I learned something during this short-term exchange program. One might say, friendship must be built upon same interest and background – otherwise, it will be impossible to make one let alone forming a social circle. However, I would like to propose something different. Most of my “friends” I mentioned here are all Chinese-Singaporeans. I have a different background to them and my interests are definitely not the same as them. However, I somehow able to form a good relationship with them. The reason for the good relationship is the disadvantage of my language barrier that makes them showed their kindness in helping me. Started with a help they offered, it then developed into a talk and friendship. I found that they are also curious about Indonesia so it was a good topic to keep the conversation going.
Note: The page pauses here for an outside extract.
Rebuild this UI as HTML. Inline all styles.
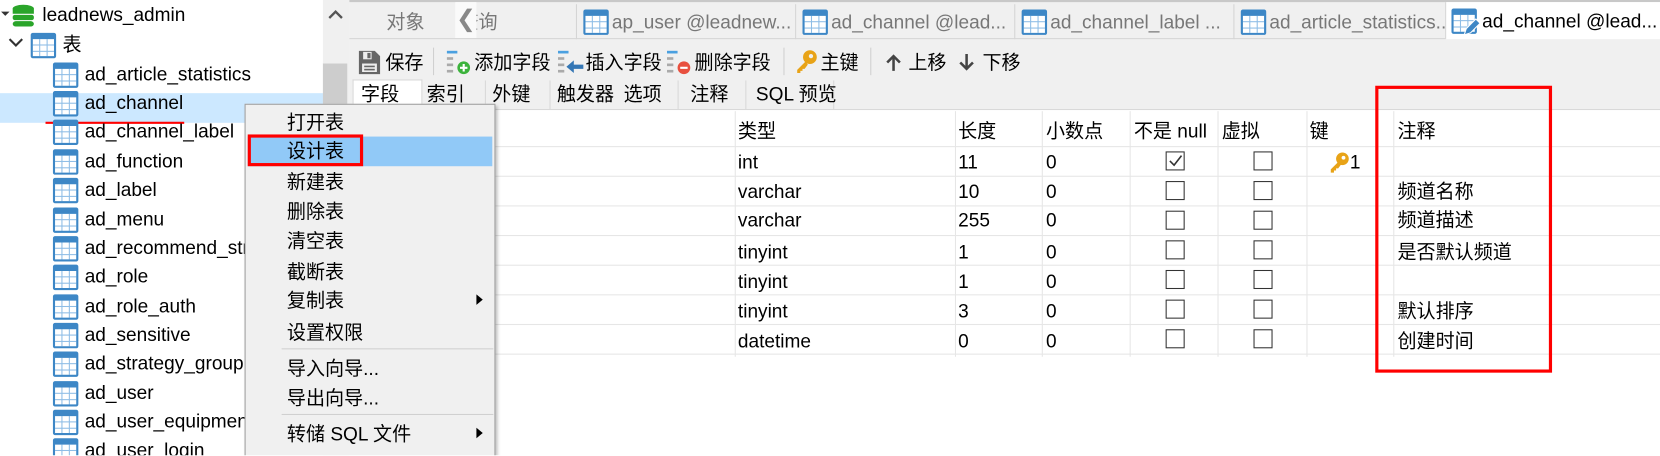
<!DOCTYPE html>
<html><head><meta charset="utf-8">
<style>
*{margin:0;padding:0;box-sizing:border-box}
html,body{width:1660px;height:456px;overflow:hidden;background:#fff}
#w{position:absolute;left:0;top:0;width:1568px;height:430px;transform:scale(1.0587);transform-origin:0 0;font-family:"Liberation Sans","Noto Sans CJK SC",sans-serif;font-size:18px;color:#000;overflow:hidden}
.a{position:absolute;white-space:nowrap}
.t{line-height:20px}
.ti{position:absolute;width:24px;height:24px;border:2px solid #3d87c6;border-top-width:6px;border-radius:2px;background:
linear-gradient(#8ebde6,#8ebde6) 6px 0/1px 100% no-repeat,
linear-gradient(#8ebde6,#8ebde6) 13px 0/1px 100% no-repeat,
linear-gradient(#8ebde6,#8ebde6) 0 5px/100% 1px no-repeat,
linear-gradient(#8ebde6,#8ebde6) 0 11px/100% 1px no-repeat,#fff}
.cb{position:absolute;width:18px;height:18px;border:1.5px solid #333;background:#fff}
.vl{position:absolute;width:1px;background:#e6e6e6;top:105px;height:232px}
.hl{position:absolute;height:1px;background:#e6e6e6;left:333px;right:0}
.mi{position:absolute;left:271px;line-height:20px}
.tab{position:absolute;top:4px;height:33px;border-left:1px solid #d5d5d5;color:#777}
</style></head><body><div id="w">
<div class="a" style="left:0;top:88px;width:322px;height:28px;background:#cce8ff"></div>
<svg class="a" style="left:0;top:3px" width="34" height="24"><path d="M1 8 l4 4 l4-4" fill="#333"/><g fill="#2aa52a"><ellipse cx="22" cy="5" rx="10" ry="3.5"/><rect x="12" y="5" width="20" height="5"/><rect x="12" y="11" width="20" height="5" rx="2"/><rect x="12" y="17" width="20" height="5" rx="3"/></g></svg>
<div class="a t" style="left:40px;top:4px">leadnews_admin</div>
<svg class="a" style="left:8px;top:34px" width="14" height="12"><path d="M1 3 l6 6 l6-6" stroke="#333" stroke-width="2" fill="none"/></svg>
<div class="ti" style="left:29px;top:31px"></div>
<div class="a t" style="left:59px;top:32px">表</div>
<div class="ti" style="left:50px;top:59px"></div><div class="a t" style="left:80px;top:60px">ad_article_statistics</div>
<div class="ti" style="left:50px;top:86px"></div><div class="a t" style="left:80px;top:87px">ad_channel</div>
<div class="a" style="left:43px;top:115px;width:131px;height:2px;background:#f00"></div>
<div class="ti" style="left:50px;top:113px"></div><div class="a t" style="left:80px;top:114px">ad_channel_label</div>
<div class="ti" style="left:50px;top:141px"></div><div class="a t" style="left:80px;top:142px">ad_function</div>
<div class="ti" style="left:50px;top:168px"></div><div class="a t" style="left:80px;top:169px">ad_label</div>
<div class="ti" style="left:50px;top:196px"></div><div class="a t" style="left:80px;top:197px">ad_menu</div>
<div class="ti" style="left:50px;top:223px"></div><div class="a t" style="left:80px;top:224px">ad_recommend_strategy</div>
<div class="ti" style="left:50px;top:250px"></div><div class="a t" style="left:80px;top:251px">ad_role</div>
<div class="ti" style="left:50px;top:278px"></div><div class="a t" style="left:80px;top:279px">ad_role_auth</div>
<div class="ti" style="left:50px;top:305px"></div><div class="a t" style="left:80px;top:306px">ad_sensitive</div>
<div class="ti" style="left:50px;top:332px"></div><div class="a t" style="left:80px;top:333px">ad_strategy_group</div>
<div class="ti" style="left:50px;top:360px"></div><div class="a t" style="left:80px;top:361px">ad_user</div>
<div class="ti" style="left:50px;top:387px"></div><div class="a t" style="left:80px;top:388px">ad_user_equipment</div>
<div class="ti" style="left:50px;top:414px"></div><div class="a t" style="left:80px;top:415px">ad_user_login</div>
<div class="a" style="left:305px;top:0;width:25px;height:430px;background:#f0f0f0"></div>
<svg class="a" style="left:309px;top:8px" width="16" height="12"><path d="M2 9 l6-6 l6 6" stroke="#555" stroke-width="2.2" fill="none"/></svg>
<div class="a" style="left:305px;top:60px;width:23px;height:45px;background:#cdcdcd"></div>
<div class="a" style="left:330px;top:0;width:1330px;height:105px;background:#f0f0f0"></div>
<div class="a" style="left:330px;top:0;width:1330px;height:2px;background:#c8c8c8"></div>
<div class="tab" style="left:330px;width:100px;border-left:none"><span class="a t" style="left:35px;top:7px">对象</span></div>
<div class="a t" style="left:434px;top:11px;color:#777">查询</div>
<div class="a" style="left:430px;top:2px;width:20px;height:34px;background:#fafafa;color:#888;font-size:22px;line-height:32px;text-align:center">❮</div>
<div class="tab" style="left:544px;width:207px"><div class="ti" style="left:6px;top:5px"></div><span class="a t" style="left:33px;top:7px">ap_user @leadnew...</span></div>
<div class="tab" style="left:751px;width:207px"><div class="ti" style="left:6px;top:5px"></div><span class="a t" style="left:33px;top:7px">ad_channel @lead...</span></div>
<div class="tab" style="left:958px;width:207px"><div class="ti" style="left:6px;top:5px"></div><span class="a t" style="left:33px;top:7px">ad_channel_label ...</span></div>
<div class="tab" style="left:1165px;width:200px"><div class="ti" style="left:6px;top:5px"></div><span class="a t" style="left:33px;top:7px">ad_article_statistics...</span></div>
<div class="a" style="left:1365px;top:2px;width:295px;height:35px;background:#fff;border-left:1px solid #d5d5d5"></div>
<div class="ti" style="left:1371px;top:8px"></div>
<svg class="a" style="left:1380px;top:16px" width="20" height="20"><path d="M3 17 l2-6 l9-9 l4 4 l-9 9z" fill="#3d87c6" stroke="#fff"/></svg>
<div class="a t" style="left:1400px;top:10px">ad_channel @lead...</div>
<div class="a" style="left:330px;top:36px;width:1035px;height:1px;background:#d5d5d5"></div>
<svg class="a" style="left:338px;top:47px" width="22" height="24"><path d="M1 1h15l5 5v17H1z" fill="#666"/><rect x="5" y="2" width="8" height="7" fill="#eee"/><rect x="9" y="3" width="3" height="5" fill="#666"/><rect x="4" y="13" width="14" height="8" fill="#eee"/><rect x="6" y="15" width="10" height="1.5" fill="#666"/><rect x="6" y="18" width="10" height="1.5" fill="#666"/></svg>
<div class="a t" style="left:364px;top:49px">保存</div>
<div class="a" style="left:409px;top:45px;width:1px;height:26px;background:#d0d0d0"></div>
<svg class="a" style="left:422px;top:47px" width="26" height="24"><rect x="0" y="1" width="10" height="2.5" fill="#4aa0e0"/><rect x="0" y="7" width="6" height="2.5" fill="#aaa"/><rect x="0" y="13" width="6" height="2.5" fill="#aaa"/><rect x="0" y="19" width="6" height="2.5" fill="#aaa"/><circle cx="16" cy="17" r="6" fill="#3cb33c"/><path d="M12.5 17h7M16 13.5v7" stroke="#fff" stroke-width="2"/></svg>
<div class="a t" style="left:448px;top:49px">添加字段</div>
<svg class="a" style="left:527px;top:47px" width="26" height="24"><rect x="0" y="1" width="10" height="2.5" fill="#4aa0e0"/><rect x="0" y="7" width="6" height="2.5" fill="#aaa"/><rect x="0" y="13" width="6" height="2.5" fill="#aaa"/><rect x="0" y="19" width="6" height="2.5" fill="#aaa"/><path d="M8 16 l7-6 v4 h9 v4 h-9 v4z" fill="#3577b5"/></svg>
<div class="a t" style="left:553px;top:49px">插入字段</div>
<svg class="a" style="left:630px;top:47px" width="26" height="24"><rect x="0" y="1" width="10" height="2.5" fill="#4aa0e0"/><rect x="0" y="7" width="6" height="2.5" fill="#aaa"/><rect x="0" y="13" width="6" height="2.5" fill="#aaa"/><rect x="0" y="19" width="6" height="2.5" fill="#aaa"/><circle cx="16" cy="17" r="6" fill="#e8503f"/><path d="M12.5 17h7" stroke="#fff" stroke-width="2"/></svg>
<div class="a t" style="left:656px;top:49px">删除字段</div>
<div class="a" style="left:740px;top:45px;width:1px;height:26px;background:#d0d0d0"></div>
<svg class="a" style="left:751px;top:46px" width="22" height="24"><circle cx="14" cy="8" r="6.5" fill="#e8a317"/><circle cx="15" cy="7" r="2" fill="#f0f0f0"/><path d="M10 12 l-8 8 v3 h3 v-2 h2 v-2 h2 l3-4z" fill="#e8a317"/></svg>
<div class="a t" style="left:775px;top:49px">主键</div>
<div class="a" style="left:822px;top:45px;width:1px;height:26px;background:#d0d0d0"></div>
<svg class="a" style="left:836px;top:50px" width="16" height="18"><path d="M8 17V3M2 9l6-6 6 6" stroke="#444" stroke-width="2.4" fill="none"/></svg>
<div class="a t" style="left:858px;top:49px">上移</div>
<svg class="a" style="left:905px;top:50px" width="16" height="18"><path d="M8 1v14M2 9l6 6 6-6" stroke="#444" stroke-width="2.4" fill="none"/></svg>
<div class="a t" style="left:928px;top:49px">下移</div>
<div class="a" style="left:333px;top:75px;width:66px;height:30px;background:#fff;border:1px solid #d8d8d8;border-bottom:none"></div>
<div class="a t" style="left:341px;top:79px">字段</div>
<div class="a" style="left:458px;top:76px;width:1px;height:27px;background:#d8d8d8"></div>
<div class="a" style="left:519px;top:76px;width:1px;height:27px;background:#d8d8d8"></div>
<div class="a" style="left:640px;top:76px;width:1px;height:27px;background:#d8d8d8"></div>
<div class="a" style="left:704px;top:76px;width:1px;height:27px;background:#d8d8d8"></div>
<div class="a" style="left:787px;top:76px;width:1px;height:27px;background:#d8d8d8"></div>
<div class="a t" style="left:403px;top:79px">索引</div>
<div class="a t" style="left:465px;top:79px">外键</div>
<div class="a t" style="left:526px;top:79px">触发器</div>
<div class="a t" style="left:589px;top:79px">选项</div>
<div class="a t" style="left:652px;top:79px">注释</div>
<div class="a t" style="left:714px;top:79px">SQL 预览</div>
<div class="a" style="left:330px;top:103px;width:1330px;height:1px;background:#d8d8d8"></div>
<div class="a" style="left:330px;top:104px;width:1330px;height:326px;background:#fff"></div>
<div class="hl" style="top:138px"></div><div class="hl" style="top:166px"></div><div class="hl" style="top:194px"></div><div class="hl" style="top:222px"></div><div class="hl" style="top:250px"></div><div class="hl" style="top:278px"></div><div class="hl" style="top:306px"></div><div class="hl" style="top:334px"></div>
<div class="vl" style="left:694px"></div><div class="vl" style="left:902px"></div><div class="vl" style="left:984px"></div><div class="vl" style="left:1067px"></div><div class="vl" style="left:1150px"></div><div class="vl" style="left:1234px"></div><div class="vl" style="left:1316px"></div>
<div class="a t" style="left:697px;top:114px">类型</div>
<div class="a t" style="left:905px;top:114px">长度</div>
<div class="a t" style="left:988px;top:114px">小数点</div>
<div class="a t" style="left:1071px;top:114px">不是 null</div>
<div class="a t" style="left:1154px;top:114px">虚拟</div>
<div class="a t" style="left:1237px;top:114px">键</div>
<div class="a t" style="left:1320px;top:114px">注释</div>
<div class="a t" style="left:697px;top:143px">int</div><div class="a t" style="left:905px;top:143px">11</div><div class="a t" style="left:988px;top:143px">0</div>
<div class="a t" style="left:697px;top:171px">varchar</div><div class="a t" style="left:905px;top:171px">10</div><div class="a t" style="left:988px;top:171px">0</div>
<div class="a t" style="left:697px;top:198px">varchar</div><div class="a t" style="left:905px;top:198px">255</div><div class="a t" style="left:988px;top:198px">0</div>
<div class="a t" style="left:697px;top:228px">tinyint</div><div class="a t" style="left:905px;top:228px">1</div><div class="a t" style="left:988px;top:228px">0</div>
<div class="a t" style="left:697px;top:256px">tinyint</div><div class="a t" style="left:905px;top:256px">1</div><div class="a t" style="left:988px;top:256px">0</div>
<div class="a t" style="left:697px;top:284px">tinyint</div><div class="a t" style="left:905px;top:284px">3</div><div class="a t" style="left:988px;top:284px">0</div>
<div class="a t" style="left:697px;top:312px">datetime</div><div class="a t" style="left:905px;top:312px">0</div><div class="a t" style="left:988px;top:312px">0</div>
<div class="cb" style="left:1101px;top:143px"></div>
<svg class="a" style="left:1104px;top:146px" width="13" height="12"><path d="M1 6l4 4 7-9" stroke="#333" stroke-width="1.5" fill="none"/></svg>
<div class="cb" style="left:1101px;top:171px"></div><div class="cb" style="left:1101px;top:199px"></div><div class="cb" style="left:1101px;top:227px"></div><div class="cb" style="left:1101px;top:255px"></div><div class="cb" style="left:1101px;top:283px"></div><div class="cb" style="left:1101px;top:311px"></div>
<div class="cb" style="left:1184px;top:143px"></div><div class="cb" style="left:1184px;top:171px"></div><div class="cb" style="left:1184px;top:199px"></div><div class="cb" style="left:1184px;top:227px"></div><div class="cb" style="left:1184px;top:255px"></div><div class="cb" style="left:1184px;top:283px"></div><div class="cb" style="left:1184px;top:311px"></div>
<svg class="a" style="left:1254px;top:142px" width="22" height="22"><circle cx="14" cy="8" r="6" fill="#e8a317"/><circle cx="15" cy="7" r="1.8" fill="#fff"/><path d="M10 11 l-7 7 v3 h3 v-2 h2 v-2 h2 l3-4z" fill="#e8a317"/></svg>
<div class="a t" style="left:1275px;top:143px">1</div>
<div class="a t" style="left:1320px;top:171px">频道名称</div>
<div class="a t" style="left:1320px;top:198px">频道描述</div>
<div class="a t" style="left:1320px;top:228px">是否默认频道</div>
<div class="a t" style="left:1320px;top:284px">默认排序</div>
<div class="a t" style="left:1320px;top:312px">创建时间</div>
<div class="a" style="left:1299px;top:81px;width:167px;height:271px;border:3px solid #f00"></div>
<div class="a" style="left:231px;top:98px;width:237px;height:340px;background:#f0f0f0;border:1px solid #a0a0a0;box-shadow:2px 2px 3px rgba(0,0,0,.25)"></div>
<div class="a" style="left:234px;top:129px;width:231px;height:28px;background:#91c9f7"></div>
<div class="a" style="left:234px;top:127px;width:109px;height:30px;border:3px solid #f00"></div>
<div class="mi" style="top:106px">打开表</div>
<div class="mi" style="top:133px">设计表</div>
<div class="mi" style="top:162px">新建表</div>
<div class="mi" style="top:190px">删除表</div>
<div class="mi" style="top:218px">清空表</div>
<div class="mi" style="top:247px">截断表</div>
<div class="mi" style="top:274px">复制表</div>
<div class="mi" style="top:304px">设置权限</div>
<div class="a" style="left:266px;top:329px;width:200px;height:1px;background:#d0d0d0"></div>
<div class="mi" style="top:338px">导入向导...</div>
<div class="mi" style="top:366px">导出向导...</div>
<div class="a" style="left:266px;top:391px;width:200px;height:1px;background:#d0d0d0"></div>
<div class="mi" style="top:400px">转储 SQL 文件</div>
<svg class="a" style="left:449px;top:277px" width="8" height="12"><path d="M1 1l6 5-6 5z" fill="#000"/></svg>
<svg class="a" style="left:449px;top:403px" width="8" height="12"><path d="M1 1l6 5-6 5z" fill="#000"/></svg>
</div></body></html>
However, if it wasn’t for the language barrier, I would not have experienced the kindness from them and I would probably be less social with my surroundings.
One of my Chinese lecturers taught us a brief introduction to Chinese philosophy. One of the principles is said to be “Disadvantage is a blessing”. At first, it was difficult to imagine. How can a blind person win a poetry reading contest if he is unable to read in the first place? How can I communicate with Chinese citizens if I cannot speak Chinese in the first place? As time goes by, I realized what it meant. Although disadvantages that we had will limit our potential to do something, it is still a blessing in disguise. The blind man can stop objectifying people based on looks and focus on their personality instead. I may not be able to communicate with the Chinese people nor experiencing the culture. However, because of this situation, I am able to experience the kindness I never had during my studies in NTU. Because of this situation, I am able to get closer to my friends and celebrate Christmas with some people I just met. Because of this situation, I realized how blessed I am right now because I obtained something unexpected. That something is a friendship.